--- start of Dataset extract ---

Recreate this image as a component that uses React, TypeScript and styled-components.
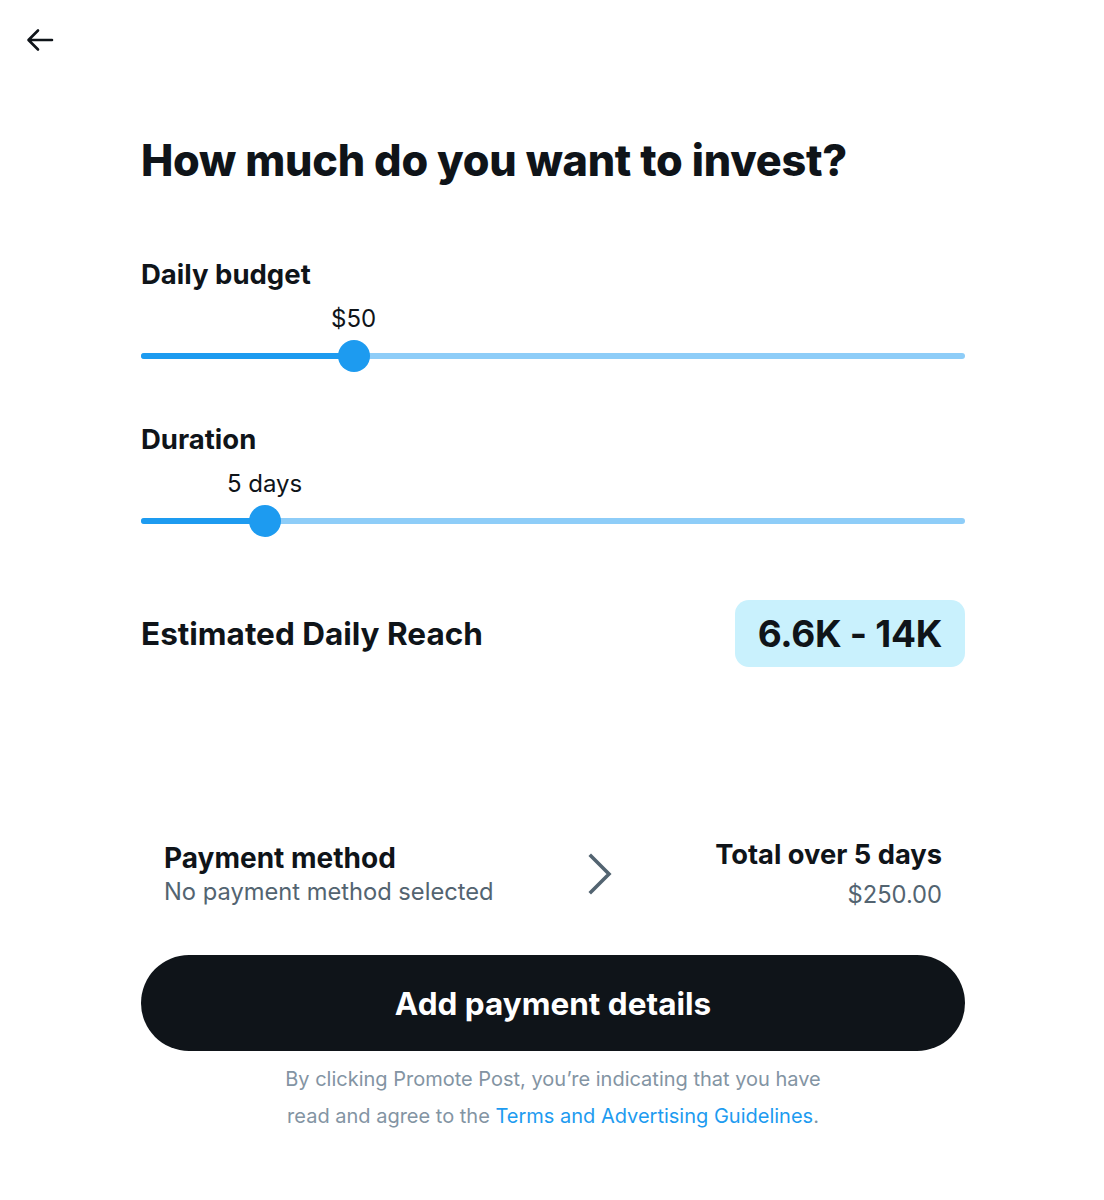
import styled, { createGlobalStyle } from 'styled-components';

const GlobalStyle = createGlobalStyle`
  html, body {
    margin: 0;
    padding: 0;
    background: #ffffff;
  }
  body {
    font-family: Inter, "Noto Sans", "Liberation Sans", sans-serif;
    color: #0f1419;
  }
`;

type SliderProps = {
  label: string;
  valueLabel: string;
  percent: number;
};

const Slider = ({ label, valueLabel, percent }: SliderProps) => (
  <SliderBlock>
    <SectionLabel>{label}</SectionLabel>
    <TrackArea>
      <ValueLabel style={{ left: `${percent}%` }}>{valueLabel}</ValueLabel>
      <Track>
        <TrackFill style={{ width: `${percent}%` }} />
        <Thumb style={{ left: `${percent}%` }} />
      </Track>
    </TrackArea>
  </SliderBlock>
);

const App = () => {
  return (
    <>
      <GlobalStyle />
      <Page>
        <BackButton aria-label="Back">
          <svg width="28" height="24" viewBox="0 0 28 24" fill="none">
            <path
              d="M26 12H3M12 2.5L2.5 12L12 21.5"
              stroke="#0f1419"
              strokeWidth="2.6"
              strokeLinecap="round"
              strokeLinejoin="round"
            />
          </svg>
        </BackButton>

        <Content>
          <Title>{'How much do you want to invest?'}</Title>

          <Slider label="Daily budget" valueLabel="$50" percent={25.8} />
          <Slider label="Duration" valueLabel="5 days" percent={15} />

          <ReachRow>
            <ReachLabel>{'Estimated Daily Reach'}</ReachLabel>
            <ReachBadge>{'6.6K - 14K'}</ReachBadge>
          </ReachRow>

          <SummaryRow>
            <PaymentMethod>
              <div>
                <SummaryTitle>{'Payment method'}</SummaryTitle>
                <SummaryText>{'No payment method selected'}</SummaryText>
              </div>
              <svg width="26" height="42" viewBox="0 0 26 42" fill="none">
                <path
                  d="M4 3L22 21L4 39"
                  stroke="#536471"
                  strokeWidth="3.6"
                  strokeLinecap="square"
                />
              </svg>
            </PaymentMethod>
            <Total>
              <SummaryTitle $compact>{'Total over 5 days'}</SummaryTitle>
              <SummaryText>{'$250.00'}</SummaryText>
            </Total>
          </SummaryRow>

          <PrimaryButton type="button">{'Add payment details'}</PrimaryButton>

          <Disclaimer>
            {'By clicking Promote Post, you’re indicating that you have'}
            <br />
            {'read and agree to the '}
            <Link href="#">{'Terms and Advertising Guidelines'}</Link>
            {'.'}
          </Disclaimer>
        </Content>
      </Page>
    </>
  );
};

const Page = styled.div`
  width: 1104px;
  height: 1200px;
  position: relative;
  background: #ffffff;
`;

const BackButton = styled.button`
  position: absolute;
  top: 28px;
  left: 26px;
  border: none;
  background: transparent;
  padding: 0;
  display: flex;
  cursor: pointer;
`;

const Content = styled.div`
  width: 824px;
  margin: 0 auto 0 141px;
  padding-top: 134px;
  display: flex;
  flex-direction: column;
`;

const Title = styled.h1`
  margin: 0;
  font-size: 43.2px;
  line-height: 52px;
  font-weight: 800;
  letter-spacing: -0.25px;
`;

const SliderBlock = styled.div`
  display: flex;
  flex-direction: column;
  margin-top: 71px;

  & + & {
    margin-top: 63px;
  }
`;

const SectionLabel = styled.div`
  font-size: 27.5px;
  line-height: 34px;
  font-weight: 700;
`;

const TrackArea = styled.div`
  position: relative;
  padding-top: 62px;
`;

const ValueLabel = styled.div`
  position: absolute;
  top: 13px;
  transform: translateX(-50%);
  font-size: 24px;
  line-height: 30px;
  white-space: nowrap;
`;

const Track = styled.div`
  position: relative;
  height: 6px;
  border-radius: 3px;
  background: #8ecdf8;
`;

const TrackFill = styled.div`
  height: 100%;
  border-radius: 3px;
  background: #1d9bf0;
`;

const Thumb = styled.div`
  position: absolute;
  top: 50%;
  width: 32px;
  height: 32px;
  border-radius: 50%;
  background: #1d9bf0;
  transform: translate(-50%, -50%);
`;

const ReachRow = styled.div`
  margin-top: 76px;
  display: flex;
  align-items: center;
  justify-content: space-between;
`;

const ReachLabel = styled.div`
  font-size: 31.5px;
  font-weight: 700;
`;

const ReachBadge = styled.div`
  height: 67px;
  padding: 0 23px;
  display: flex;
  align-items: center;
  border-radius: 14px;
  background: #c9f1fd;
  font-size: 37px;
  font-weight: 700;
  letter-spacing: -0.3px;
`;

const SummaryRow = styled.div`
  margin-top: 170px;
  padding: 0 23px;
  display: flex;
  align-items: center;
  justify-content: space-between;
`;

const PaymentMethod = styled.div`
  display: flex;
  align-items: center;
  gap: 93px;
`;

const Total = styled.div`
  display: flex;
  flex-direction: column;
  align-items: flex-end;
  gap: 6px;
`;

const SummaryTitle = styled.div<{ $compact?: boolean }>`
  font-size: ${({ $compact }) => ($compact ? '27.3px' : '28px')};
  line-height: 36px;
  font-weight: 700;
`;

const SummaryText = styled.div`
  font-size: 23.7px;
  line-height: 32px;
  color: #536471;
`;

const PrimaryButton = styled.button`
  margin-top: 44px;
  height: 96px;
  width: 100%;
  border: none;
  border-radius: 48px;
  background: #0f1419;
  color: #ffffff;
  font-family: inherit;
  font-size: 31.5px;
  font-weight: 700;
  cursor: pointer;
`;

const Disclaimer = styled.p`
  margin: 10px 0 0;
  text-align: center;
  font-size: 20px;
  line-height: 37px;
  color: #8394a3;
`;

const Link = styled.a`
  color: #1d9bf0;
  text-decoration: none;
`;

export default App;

--- end of Dataset extract ---

→ **Prompt**
Omit the pictures, then quote the rest of the material above exactly.

→ **Exercise result**
Recreate this image as a component that uses React, TypeScript and styled-components.
import styled, { createGlobalStyle } from 'styled-components';

const GlobalStyle = createGlobalStyle`
  html, body {
    margin: 0;
    padding: 0;
    background: #ffffff;
  }
  body {
    font-family: Inter, "Noto Sans", "Liberation Sans", sans-serif;
    color: #0f1419;
  }
`;

type SliderProps = {
  label: string;
  valueLabel: string;
  percent: number;
};

const Slider = ({ label, valueLabel, percent }: SliderProps) => (
  <SliderBlock>
    <SectionLabel>{label}</SectionLabel>
    <TrackArea>
      <ValueLabel style={{ left: `${percent}%` }}>{valueLabel}</ValueLabel>
      <Track>
        <TrackFill style={{ width: `${percent}%` }} />
        <Thumb style={{ left: `${percent}%` }} />
      </Track>
    </TrackArea>
  </SliderBlock>
);

const App = () => {
  return (
    <>
      <GlobalStyle />
      <Page>
        <BackButton aria-label="Back">
          <svg width="28" height="24" viewBox="0 0 28 24" fill="none">
            <path
              d="M26 12H3M12 2.5L2.5 12L12 21.5"
              stroke="#0f1419"
              strokeWidth="2.6"
              strokeLinecap="round"
              strokeLinejoin="round"
            />
          </svg>
        </BackButton>

        <Content>
          <Title>{'How much do you want to invest?'}</Title>

          <Slider label="Daily budget" valueLabel="$50" percent={25.8} />
          <Slider label="Duration" valueLabel="5 days" percent={15} />

          <ReachRow>
            <ReachLabel>{'Estimated Daily Reach'}</ReachLabel>
            <ReachBadge>{'6.6K - 14K'}</ReachBadge>
          </ReachRow>

          <SummaryRow>
            <PaymentMethod>
              <div>
                <SummaryTitle>{'Payment method'}</SummaryTitle>
                <SummaryText>{'No payment method selected'}</SummaryText>
              </div>
              <svg width="26" height="42" viewBox="0 0 26 42" fill="none">
                <path
                  d="M4 3L22 21L4 39"
                  stroke="#536471"
                  strokeWidth="3.6"
                  strokeLinecap="square"
                />
              </svg>
            </PaymentMethod>
            <Total>
              <SummaryTitle $compact>{'Total over 5 days'}</SummaryTitle>
              <SummaryText>{'$250.00'}</SummaryText>
            </Total>
          </SummaryRow>

          <PrimaryButton type="button">{'Add payment details'}</PrimaryButton>

          <Disclaimer>
            {'By clicking Promote Post, you’re indicating that you have'}
            <br />
            {'read and agree to the '}
            <Link href="#">{'Terms and Advertising Guidelines'}</Link>
            {'.'}
          </Disclaimer>
        </Content>
      </Page>
    </>
  );
};

const Page = styled.div`
  width: 1104px;
  height: 1200px;
  position: relative;
  background: #ffffff;
`;

const BackButton = styled.button`
  position: absolute;
  top: 28px;
  left: 26px;
  border: none;
  background: transparent;
  padding: 0;
  display: flex;
  cursor: pointer;
`;

const Content = styled.div`
  width: 824px;
  margin: 0 auto 0 141px;
  padding-top: 134px;
  display: flex;
  flex-direction: column;
`;

const Title = styled.h1`
  margin: 0;
  font-size: 43.2px;
  line-height: 52px;
  font-weight: 800;
  letter-spacing: -0.25px;
`;

const SliderBlock = styled.div`
  display: flex;
  flex-direction: column;
  margin-top: 71px;

  & + & {
    margin-top: 63px;
  }
`;

const SectionLabel = styled.div`
  font-size: 27.5px;
  line-height: 34px;
  font-weight: 700;
`;

const TrackArea = styled.div`
  position: relative;
  padding-top: 62px;
`;

const ValueLabel = styled.div`
  position: absolute;
  top: 13px;
  transform: translateX(-50%);
  font-size: 24px;
  line-height: 30px;
  white-space: nowrap;
`;

const Track = styled.div`
  position: relative;
  height: 6px;
  border-radius: 3px;
  background: #8ecdf8;
`;

const TrackFill = styled.div`
  height: 100%;
  border-radius: 3px;
  background: #1d9bf0;
`;

const Thumb = styled.div`
  position: absolute;
  top: 50%;
  width: 32px;
  height: 32px;
  border-radius: 50%;
  background: #1d9bf0;
  transform: translate(-50%, -50%);
`;

const ReachRow = styled.div`
  margin-top: 76px;
  display: flex;
  align-items: center;
  justify-content: space-between;
`;

const ReachLabel = styled.div`
  font-size: 31.5px;
  font-weight: 700;
`;

const ReachBadge = styled.div`
  height: 67px;
  padding: 0 23px;
  display: flex;
  align-items: center;
  border-radius: 14px;
  background: #c9f1fd;
  font-size: 37px;
  font-weight: 700;
  letter-spacing: -0.3px;
`;

const SummaryRow = styled.div`
  margin-top: 170px;
  padding: 0 23px;
  display: flex;
  align-items: center;
  justify-content: space-between;
`;

const PaymentMethod = styled.div`
  display: flex;
  align-items: center;
  gap: 93px;
`;

const Total = styled.div`
  display: flex;
  flex-direction: column;
  align-items: flex-end;
  gap: 6px;
`;

const SummaryTitle = styled.div<{ $compact?: boolean }>`
  font-size: ${({ $compact }) => ($compact ? '27.3px' : '28px')};
  line-height: 36px;
  font-weight: 700;
`;

const SummaryText = styled.div`
  font-size: 23.7px;
  line-height: 32px;
  color: #536471;
`;

const PrimaryButton = styled.button`
  margin-top: 44px;
  height: 96px;
  width: 100%;
  border: none;
  border-radius: 48px;
  background: #0f1419;
  color: #ffffff;
  font-family: inherit;
  font-size: 31.5px;
  font-weight: 700;
  cursor: pointer;
`;

const Disclaimer = styled.p`
  margin: 10px 0 0;
  text-align: center;
  font-size: 20px;
  line-height: 37px;
  color: #8394a3;
`;

const Link = styled.a`
  color: #1d9bf0;
  text-decoration: none;
`;

export default App;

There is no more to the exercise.